DATA:
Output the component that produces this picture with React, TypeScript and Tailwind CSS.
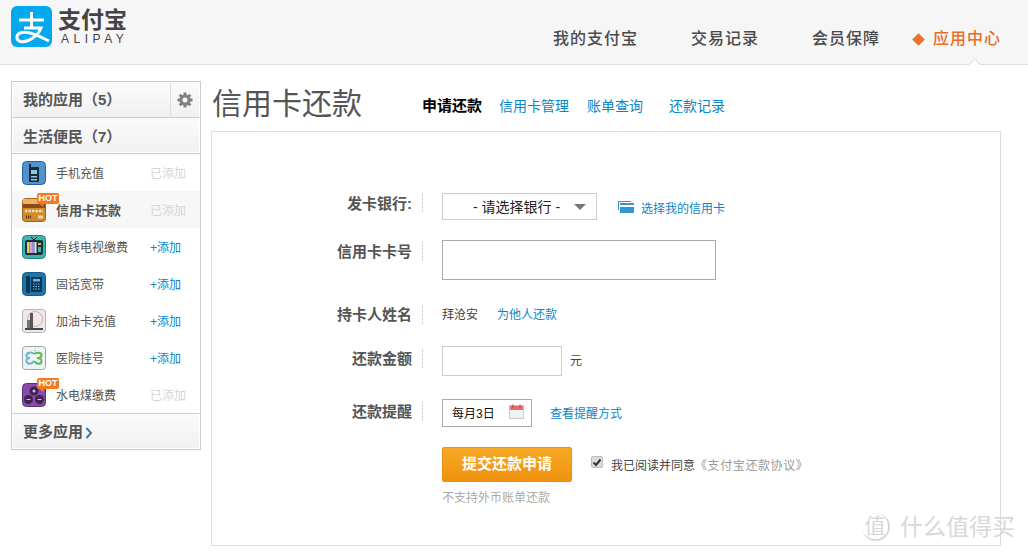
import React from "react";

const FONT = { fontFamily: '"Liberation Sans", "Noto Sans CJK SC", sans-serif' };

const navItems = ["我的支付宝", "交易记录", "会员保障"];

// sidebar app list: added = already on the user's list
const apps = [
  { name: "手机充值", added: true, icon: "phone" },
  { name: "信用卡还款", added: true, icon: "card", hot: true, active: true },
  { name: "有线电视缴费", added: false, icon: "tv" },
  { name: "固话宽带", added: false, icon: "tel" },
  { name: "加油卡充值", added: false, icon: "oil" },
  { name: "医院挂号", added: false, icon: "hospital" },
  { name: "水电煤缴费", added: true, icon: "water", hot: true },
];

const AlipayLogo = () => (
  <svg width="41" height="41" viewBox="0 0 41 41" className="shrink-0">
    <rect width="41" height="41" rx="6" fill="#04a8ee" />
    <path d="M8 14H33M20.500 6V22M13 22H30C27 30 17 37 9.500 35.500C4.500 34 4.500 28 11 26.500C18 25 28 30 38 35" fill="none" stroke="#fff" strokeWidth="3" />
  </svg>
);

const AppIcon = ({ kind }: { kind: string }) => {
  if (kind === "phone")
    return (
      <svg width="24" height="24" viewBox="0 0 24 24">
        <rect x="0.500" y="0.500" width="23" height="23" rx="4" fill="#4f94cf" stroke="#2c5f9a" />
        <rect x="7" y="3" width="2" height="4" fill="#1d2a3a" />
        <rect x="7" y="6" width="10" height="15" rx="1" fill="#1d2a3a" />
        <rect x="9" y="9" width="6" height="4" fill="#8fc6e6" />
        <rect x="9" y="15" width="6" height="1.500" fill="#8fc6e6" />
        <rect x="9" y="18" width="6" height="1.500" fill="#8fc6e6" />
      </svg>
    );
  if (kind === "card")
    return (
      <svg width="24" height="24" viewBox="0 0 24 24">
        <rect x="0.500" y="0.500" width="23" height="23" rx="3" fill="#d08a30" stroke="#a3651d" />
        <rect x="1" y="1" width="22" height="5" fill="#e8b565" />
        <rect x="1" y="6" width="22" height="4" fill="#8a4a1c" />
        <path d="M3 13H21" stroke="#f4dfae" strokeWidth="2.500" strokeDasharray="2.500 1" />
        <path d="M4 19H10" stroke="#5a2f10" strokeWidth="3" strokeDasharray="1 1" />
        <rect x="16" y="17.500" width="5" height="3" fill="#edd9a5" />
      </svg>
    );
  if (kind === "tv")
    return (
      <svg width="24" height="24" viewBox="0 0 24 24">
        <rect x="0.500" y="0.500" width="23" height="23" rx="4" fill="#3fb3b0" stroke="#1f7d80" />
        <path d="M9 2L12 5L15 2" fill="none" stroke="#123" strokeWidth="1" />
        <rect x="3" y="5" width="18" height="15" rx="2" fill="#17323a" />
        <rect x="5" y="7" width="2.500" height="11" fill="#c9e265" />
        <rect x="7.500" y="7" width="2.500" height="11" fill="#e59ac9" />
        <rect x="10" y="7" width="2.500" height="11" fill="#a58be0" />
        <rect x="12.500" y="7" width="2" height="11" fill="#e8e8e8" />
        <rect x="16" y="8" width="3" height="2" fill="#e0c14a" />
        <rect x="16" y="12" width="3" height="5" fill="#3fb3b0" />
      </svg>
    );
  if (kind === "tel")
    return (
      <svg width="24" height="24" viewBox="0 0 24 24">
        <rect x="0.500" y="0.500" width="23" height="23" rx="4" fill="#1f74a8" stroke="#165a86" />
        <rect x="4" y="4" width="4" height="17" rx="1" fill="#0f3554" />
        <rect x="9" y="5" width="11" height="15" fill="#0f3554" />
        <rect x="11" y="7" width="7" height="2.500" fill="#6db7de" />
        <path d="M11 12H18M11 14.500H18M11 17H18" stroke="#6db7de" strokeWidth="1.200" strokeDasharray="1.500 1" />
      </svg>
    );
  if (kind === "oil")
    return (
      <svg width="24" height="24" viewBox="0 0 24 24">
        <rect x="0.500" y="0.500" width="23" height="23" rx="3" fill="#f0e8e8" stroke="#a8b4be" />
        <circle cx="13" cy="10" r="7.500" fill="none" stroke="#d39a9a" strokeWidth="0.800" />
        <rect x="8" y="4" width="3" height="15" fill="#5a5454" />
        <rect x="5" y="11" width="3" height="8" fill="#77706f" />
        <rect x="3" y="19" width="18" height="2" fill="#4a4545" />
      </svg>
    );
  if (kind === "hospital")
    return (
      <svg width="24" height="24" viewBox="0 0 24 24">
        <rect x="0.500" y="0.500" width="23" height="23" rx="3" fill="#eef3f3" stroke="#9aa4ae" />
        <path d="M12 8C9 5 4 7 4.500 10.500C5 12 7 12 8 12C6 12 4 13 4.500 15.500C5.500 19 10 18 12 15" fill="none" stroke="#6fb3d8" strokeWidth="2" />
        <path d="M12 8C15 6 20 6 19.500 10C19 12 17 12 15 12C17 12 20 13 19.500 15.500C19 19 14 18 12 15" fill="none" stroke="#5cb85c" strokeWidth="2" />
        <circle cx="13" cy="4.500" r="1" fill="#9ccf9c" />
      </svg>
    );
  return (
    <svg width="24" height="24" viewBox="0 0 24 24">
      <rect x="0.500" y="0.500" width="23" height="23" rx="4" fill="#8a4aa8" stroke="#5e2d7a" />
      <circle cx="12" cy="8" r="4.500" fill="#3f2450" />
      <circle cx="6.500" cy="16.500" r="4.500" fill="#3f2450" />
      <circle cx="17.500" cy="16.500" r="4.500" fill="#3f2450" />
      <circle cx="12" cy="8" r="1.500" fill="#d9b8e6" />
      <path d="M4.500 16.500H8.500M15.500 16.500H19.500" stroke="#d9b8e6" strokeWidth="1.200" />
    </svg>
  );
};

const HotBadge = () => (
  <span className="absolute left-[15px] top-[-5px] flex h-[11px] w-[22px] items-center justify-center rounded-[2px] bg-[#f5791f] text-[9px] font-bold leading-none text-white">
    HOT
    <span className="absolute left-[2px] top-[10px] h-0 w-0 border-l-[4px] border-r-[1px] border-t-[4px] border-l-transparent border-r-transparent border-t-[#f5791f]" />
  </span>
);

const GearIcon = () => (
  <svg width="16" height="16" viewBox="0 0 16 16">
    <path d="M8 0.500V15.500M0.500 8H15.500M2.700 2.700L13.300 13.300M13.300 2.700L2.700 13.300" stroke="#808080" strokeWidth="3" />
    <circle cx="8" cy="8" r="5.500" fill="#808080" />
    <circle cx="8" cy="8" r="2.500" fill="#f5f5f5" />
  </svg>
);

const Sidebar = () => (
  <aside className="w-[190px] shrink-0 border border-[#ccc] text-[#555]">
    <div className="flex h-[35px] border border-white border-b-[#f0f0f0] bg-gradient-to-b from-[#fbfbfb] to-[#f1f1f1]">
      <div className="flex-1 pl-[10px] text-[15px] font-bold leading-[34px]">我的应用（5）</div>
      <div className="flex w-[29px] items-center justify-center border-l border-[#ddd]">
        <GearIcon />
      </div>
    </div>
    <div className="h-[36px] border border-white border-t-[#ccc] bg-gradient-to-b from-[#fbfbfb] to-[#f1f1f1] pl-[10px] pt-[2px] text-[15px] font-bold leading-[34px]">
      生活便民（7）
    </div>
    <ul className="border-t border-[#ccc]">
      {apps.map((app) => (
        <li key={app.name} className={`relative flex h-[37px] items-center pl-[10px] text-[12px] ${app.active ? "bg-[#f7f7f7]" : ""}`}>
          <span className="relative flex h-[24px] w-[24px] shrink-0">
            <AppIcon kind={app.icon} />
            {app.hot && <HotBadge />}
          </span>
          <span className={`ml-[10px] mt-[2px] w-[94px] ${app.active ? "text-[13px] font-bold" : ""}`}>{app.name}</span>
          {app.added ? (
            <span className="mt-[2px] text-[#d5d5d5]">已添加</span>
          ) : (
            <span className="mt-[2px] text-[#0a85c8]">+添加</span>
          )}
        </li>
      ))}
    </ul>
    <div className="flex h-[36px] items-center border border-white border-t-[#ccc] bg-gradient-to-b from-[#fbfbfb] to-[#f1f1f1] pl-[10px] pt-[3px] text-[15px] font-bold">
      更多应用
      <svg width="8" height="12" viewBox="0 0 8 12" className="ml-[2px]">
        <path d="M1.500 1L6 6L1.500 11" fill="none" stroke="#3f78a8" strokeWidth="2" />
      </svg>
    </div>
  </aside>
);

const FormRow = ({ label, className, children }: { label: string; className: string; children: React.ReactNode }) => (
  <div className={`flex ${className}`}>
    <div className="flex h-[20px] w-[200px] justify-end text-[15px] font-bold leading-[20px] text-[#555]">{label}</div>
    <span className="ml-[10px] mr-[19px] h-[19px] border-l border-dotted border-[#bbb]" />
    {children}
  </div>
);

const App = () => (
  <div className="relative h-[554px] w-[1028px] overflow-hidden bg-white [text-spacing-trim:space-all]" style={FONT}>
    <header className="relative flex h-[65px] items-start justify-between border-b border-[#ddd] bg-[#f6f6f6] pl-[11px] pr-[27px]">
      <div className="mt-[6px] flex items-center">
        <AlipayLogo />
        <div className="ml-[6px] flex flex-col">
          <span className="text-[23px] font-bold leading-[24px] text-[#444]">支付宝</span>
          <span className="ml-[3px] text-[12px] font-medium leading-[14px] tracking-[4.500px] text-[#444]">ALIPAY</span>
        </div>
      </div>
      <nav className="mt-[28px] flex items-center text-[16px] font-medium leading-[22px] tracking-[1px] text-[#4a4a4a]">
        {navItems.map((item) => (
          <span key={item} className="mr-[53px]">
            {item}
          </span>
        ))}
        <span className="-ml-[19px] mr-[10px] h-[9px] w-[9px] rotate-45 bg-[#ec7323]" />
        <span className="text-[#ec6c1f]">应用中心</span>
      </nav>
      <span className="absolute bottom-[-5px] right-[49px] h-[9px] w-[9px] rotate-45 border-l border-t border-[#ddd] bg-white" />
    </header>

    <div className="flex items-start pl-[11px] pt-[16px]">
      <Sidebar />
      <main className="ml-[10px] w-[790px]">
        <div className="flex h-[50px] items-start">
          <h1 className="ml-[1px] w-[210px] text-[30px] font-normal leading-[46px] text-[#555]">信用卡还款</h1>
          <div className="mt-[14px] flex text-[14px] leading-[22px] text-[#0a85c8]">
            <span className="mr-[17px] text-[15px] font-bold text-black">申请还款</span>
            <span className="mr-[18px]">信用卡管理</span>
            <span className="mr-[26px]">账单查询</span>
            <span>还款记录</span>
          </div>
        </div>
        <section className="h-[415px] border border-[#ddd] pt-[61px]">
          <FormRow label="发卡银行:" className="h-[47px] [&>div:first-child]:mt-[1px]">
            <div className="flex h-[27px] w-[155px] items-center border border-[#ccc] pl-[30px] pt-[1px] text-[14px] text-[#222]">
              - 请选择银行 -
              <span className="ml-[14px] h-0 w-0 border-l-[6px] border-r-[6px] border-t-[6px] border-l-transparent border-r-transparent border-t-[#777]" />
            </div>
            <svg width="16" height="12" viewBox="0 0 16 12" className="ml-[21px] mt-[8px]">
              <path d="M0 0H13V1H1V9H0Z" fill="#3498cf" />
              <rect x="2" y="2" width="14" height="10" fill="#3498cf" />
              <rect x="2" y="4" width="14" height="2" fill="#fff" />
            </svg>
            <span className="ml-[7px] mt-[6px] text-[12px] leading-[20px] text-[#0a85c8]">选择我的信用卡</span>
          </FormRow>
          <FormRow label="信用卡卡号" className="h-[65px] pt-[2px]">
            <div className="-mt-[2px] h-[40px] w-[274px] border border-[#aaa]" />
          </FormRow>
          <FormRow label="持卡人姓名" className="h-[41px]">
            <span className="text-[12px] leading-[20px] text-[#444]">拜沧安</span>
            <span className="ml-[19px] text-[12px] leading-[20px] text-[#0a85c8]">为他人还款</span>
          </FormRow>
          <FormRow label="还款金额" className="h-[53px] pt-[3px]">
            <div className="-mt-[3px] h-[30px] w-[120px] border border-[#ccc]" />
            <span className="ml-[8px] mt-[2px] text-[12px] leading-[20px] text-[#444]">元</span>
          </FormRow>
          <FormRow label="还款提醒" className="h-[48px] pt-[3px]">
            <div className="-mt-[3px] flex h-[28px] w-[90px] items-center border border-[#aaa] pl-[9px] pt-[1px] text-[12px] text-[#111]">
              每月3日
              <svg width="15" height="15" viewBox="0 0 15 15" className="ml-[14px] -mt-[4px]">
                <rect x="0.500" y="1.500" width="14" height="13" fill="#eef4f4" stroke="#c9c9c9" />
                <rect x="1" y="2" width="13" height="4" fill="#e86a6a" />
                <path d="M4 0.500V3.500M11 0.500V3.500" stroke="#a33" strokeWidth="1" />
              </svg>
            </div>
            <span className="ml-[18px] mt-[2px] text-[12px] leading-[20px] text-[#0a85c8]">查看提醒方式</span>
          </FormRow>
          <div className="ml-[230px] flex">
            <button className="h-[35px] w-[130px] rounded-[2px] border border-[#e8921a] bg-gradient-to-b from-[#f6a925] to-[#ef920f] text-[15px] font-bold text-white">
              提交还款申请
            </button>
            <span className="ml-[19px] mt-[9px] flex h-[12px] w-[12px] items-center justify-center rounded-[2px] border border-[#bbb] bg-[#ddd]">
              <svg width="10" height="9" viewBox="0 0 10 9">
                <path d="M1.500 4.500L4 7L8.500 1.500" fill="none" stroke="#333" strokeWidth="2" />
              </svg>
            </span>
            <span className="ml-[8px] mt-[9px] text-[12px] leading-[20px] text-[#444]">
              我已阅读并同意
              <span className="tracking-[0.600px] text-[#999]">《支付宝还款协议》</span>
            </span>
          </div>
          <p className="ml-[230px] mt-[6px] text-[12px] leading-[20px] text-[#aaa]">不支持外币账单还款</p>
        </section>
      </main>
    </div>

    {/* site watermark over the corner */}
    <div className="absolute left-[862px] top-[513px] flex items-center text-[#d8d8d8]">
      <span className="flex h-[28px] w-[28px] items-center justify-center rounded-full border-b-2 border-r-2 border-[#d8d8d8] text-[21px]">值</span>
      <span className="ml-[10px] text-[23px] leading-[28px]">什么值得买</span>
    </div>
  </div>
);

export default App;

REQUIREMENTS: Say how many lines of the data include the string "React". Nothing other than the number should be given.

TASK OUTPUT: 3